The greatest cigarette-smoking movie of all time.
That’s how Roger Ebert described this flick, which remains a near-perfect example of everything great film noir has to offer the world.
Puffing away like madmen, letting the smoke curl and dart across pristine black and white backgrounds, Robert Mitchum and Kirk Douglas stare each other down.
But, while the men get all macho, Jane Greer, maybe the most-dangerous one in the bunch, is content to saunter by, evil thoughts in her head and a pistol twitching in her fingers.
No one gets out unscarred in film noir land, baby. No one.
Nobody does it better.
A cigarette on the lips, a glass of booze in one hand, a gun in the other, Robert Mitchum wears the rumpled suit of a world-weary PI like a second skin.
This mid-’70s film, set in 1941, follows along as our battered ‘n bruised hero tries to figure out why dead bodies keep popping up everywhere he goes.
The complex plot, which ties together neatly in the final moments, is courtesy Raymond Chandler.
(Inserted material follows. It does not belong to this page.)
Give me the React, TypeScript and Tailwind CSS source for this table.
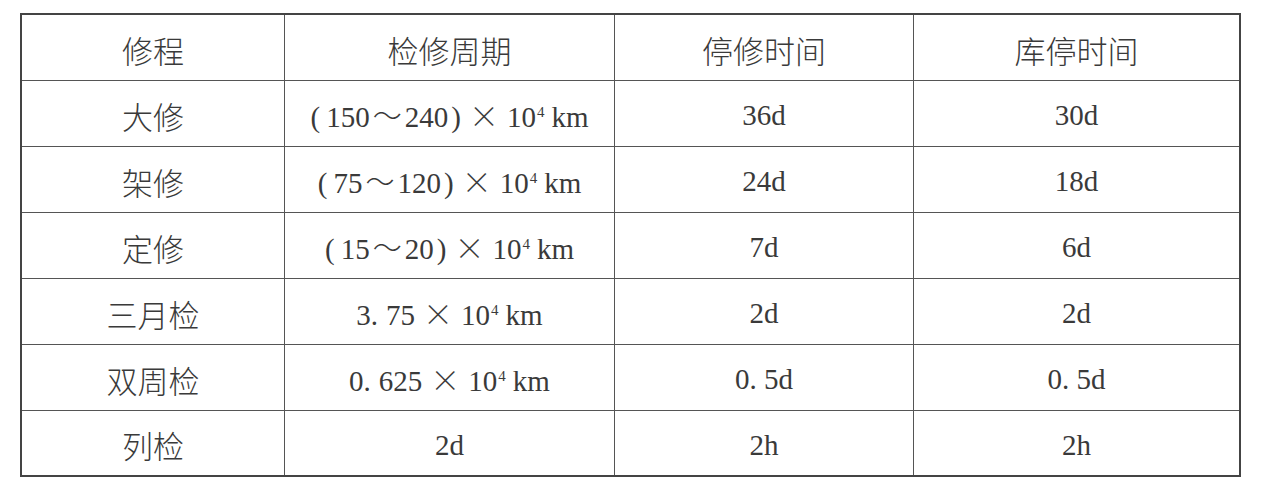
import React from "react";

const cjk = "font-[family-name:'Noto_Sans_CJK_SC',sans-serif] font-light";

function Times() {
  return <span className={`${cjk} mx-[8px] text-[30px]`}>×</span>;
}

function Tilde() {
  return <span className={`${cjk} mx-[3px] text-[29px]`}>～</span>;
}

function Km() {
  return (
    <>
      <Times />
      10
      <sup className="text-[15px] -top-[10px] ml-[1px]">4</sup>
      <span className="ml-[7px]">km</span>
    </>
  );
}

function Range({ from, to }: { from: string; to: string }) {
  return (
    <span>
      <span className="mr-[6px]">(</span>
      {from}
      <Tilde />
      {to}
      <span className="ml-[3px]">)</span>
      <Km />
    </span>
  );
}

type Row = { name: string; period: React.ReactNode; stop: string; depot: string };

const rows: Row[] = [
  { name: "大修", period: <Range from="150" to="240" />, stop: "36d", depot: "30d" },
  { name: "架修", period: <Range from="75" to="120" />, stop: "24d", depot: "18d" },
  { name: "定修", period: <Range from="15" to="20" />, stop: "7d", depot: "6d" },
  {
    name: "三月检",
    period: (
      <span>
        3.<span className="ml-[8px]">75</span>
        <Km />
      </span>
    ),
    stop: "2d",
    depot: "2d",
  },
  {
    name: "双周检",
    period: (
      <span>
        0.<span className="ml-[8px]">625</span>
        <Km />
      </span>
    ),
    stop: "0. 5d",
    depot: "0. 5d",
  },
  { name: "列检", period: "2d", stop: "2h", depot: "2h" },
];

const heads = ["修程", "检修周期", "停修时间", "库停时间"];

function Cell({ children, last, kind }: { children: React.ReactNode; last?: boolean; kind: "cjk" | "num" }) {
  return (
    <div
      className={`flex items-center justify-center ${last ? "" : "border-r border-[#555]"} ${
        kind === "cjk"
          ? "font-[family-name:'Noto_Sans_CJK_SC',sans-serif] font-light text-[31px] pt-[5px]"
          : "font-[family-name:'Liberation_Serif',serif] text-[29px] pt-[5px]"
      }`}
    >
      {children}
    </div>
  );
}

export default function App() {
  return (
    <div className="min-h-[498px] w-[1264px] bg-white pl-[20px] pt-[13px] text-[#3a3a3a]">
      <div className="w-[1221px] border-2 border-[#444]">
        <div className="grid h-[66px] grid-cols-[263px_330px_299px_325px] border-b border-[#555]">
          {heads.map((h, i) => (
            <Cell key={h} kind="cjk" last={i === 3}>
              {h}
            </Cell>
          ))}
        </div>
        {rows.map((r, i) => (
          <div
            key={r.name}
            className={`grid grid-cols-[263px_330px_299px_325px] ${
              i === rows.length - 1 ? "h-[64px]" : "h-[66px] border-b border-[#555]"
            }`}
          >
            <Cell kind="cjk">{r.name}</Cell>
            <Cell kind="num">{r.period}</Cell>
            <Cell kind="num">{r.stop}</Cell>
            <Cell kind="num" last>
              {r.depot}
            </Cell>
          </div>
        ))}
      </div>
    </div>
  );
}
Bonus points for catching an early Sylvester Stallone cameo, but it’s Mitchum, his voice laced with melancholy, who stands tallest in the dark night.
Things are gonna get explosive.
No one plays nice in this crackling film noir, which pits a pack of desperate men against each other as they plot a bank robbery.
Adding a twist to the already-shady happenings is a racial angle, as lip-curling punk Robert Ryan clashes with Harry Belafonte’s debt-riddled gambler.
The former hates the latter merely for being Black, which brings an extra edge to their often bitter verbal exchanges.
Directed by Robert Wise, who immediately followed this up with West Side Story, this one, complete with a fiery finale, hits like a fist to the face.
Talk about a turnaround.
This Alfred Hitchcock-helmed psychological thriller was misunderstood and ignored in its prime, yet has gone on to be hailed as one of the best American films ever made.
While it may have taken people time to pierce all the layers in a often very-complex tale of obsession and murder, the work was worth it.
Jimmy Stewart, playing somewhat against type, gets downright squirrely at times as a former cop who falls in love with a dead woman, and tries to shape her doppelganger into the original woman with tragic results.
Miss this one at your peril.
You’re as cold as ice.
The moment when Cary Grant locks the car door, sending romantic rival (and poisoner) Claude Rains back to face his fate at the hands of fellow Nazi spies, remains one of the harshest fade-outs in cinema history.
And hey, before you complain about spoilers, the film celebrates its 75th anniversary this year.
If you haven’t seen one of Alfred Hitchcock’s best yet, less whining, and more viewing.
What you’ll find is an elegant slice of film noir, with a zippy Ben Hecht script filled with mystery, intrigue, and dialogue which crackles with every word.